James Park, 24, has a few Alexa-enabled devices at home that he said he uses regularly. He initially received a smart speaker as a gift, which led him to use Alexa to ask for the weather in the morning and play podcasts.

“For a good chunk of time in the beginning I never used it, but I started using it later on because it was just me trying it out for fun,” he said.

Park said he felt that Alexa was less of an assistant and more of another device he had to learn how to use, because it was not as intuitive as he would like, but admitted that it was now a part of his routine.

“As much as I kind of don’t appreciate Alexa and think it’s stupid, if I travel or am at a hotel for a few days, there are certain things that I’ve gotten used to doing regularly,” he said. “It does affect my lifestyle, but just barely.”

While Amazon dominates the market, Google and even Apple are wrestling to add their voices to the din. Apple announced the launch of its HomePod smart speaker in February, while eMarketer estimated that Google Home will gain 3.4% in market share by 2020.
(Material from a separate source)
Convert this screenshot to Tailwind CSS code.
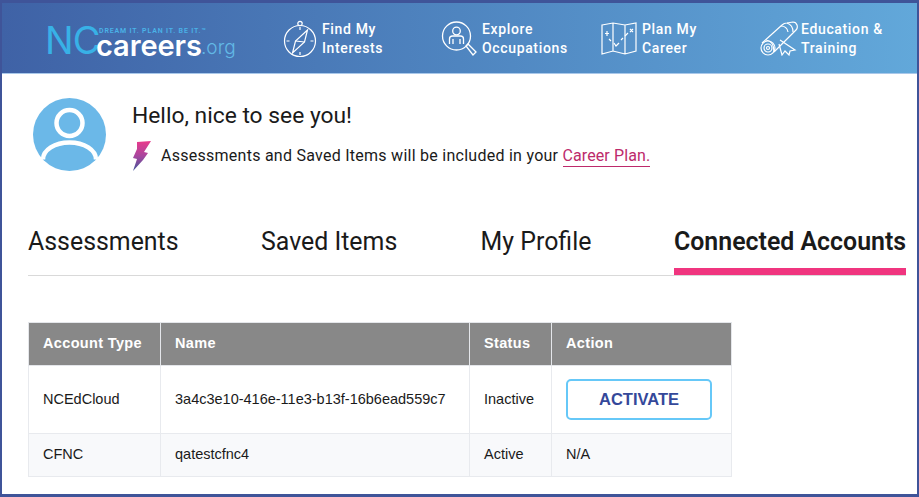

Sydney Speetjens, 23, decided to pick Google Home over an Amazon Echo after researching how the two stacked up against each other online and being advised by a friend who loved her Home.

“I really wanted a speaker for my apartment, and this one is actually a really good speaker for the price and size,” Speetjens said. “I also really liked the idea that it would integrate with my Chromecast.”

However, the climb for Google is steep. A Morgan Stanley analyst recently advised Google to give away free Home Minis (which retail for $49) to every household in the U.S. in order to compete with Amazon, arguing that the $3.3 billion it would cost to do so would be an opportunity to even the playing field.

Is Alexa spying on us?

In the age of GDPR, some customers have expressed concern about data privacy with voice control technologies listening in to their conversations at home and potentially collecting data to serve them targeted ads. Amazon Alexa and other intelligent assistants are only activated upon hearing a trigger phrase, such as their own names, but one Oregon couple’s fumble made headlines in May when their Alexa bewilderingly recorded their conversation and sent it to a contact.

Park, the Alexa user, said he was no more concerned about her “listening in” to his conversations than he was with his laptop or phone, which all have mics built in to them. Alexa, he pointed out, was just the first obvious mic in the home.

However, he said he would draw the line at connecting Alexa with his banking accounts, despite being served a lot of ads recently encouraging him to do so.

Google and Amazon have filed patents for technologies that explore how smart home technologies can analyze audio data for emotional cues and listen for words like “love,” “bought,” and “dislike.” Both companies have denied harvesting users’ data for targeted ads, with Amazon noting that the technologies “take multiple years to receive and do not necessarily reflect current developments to products and services.”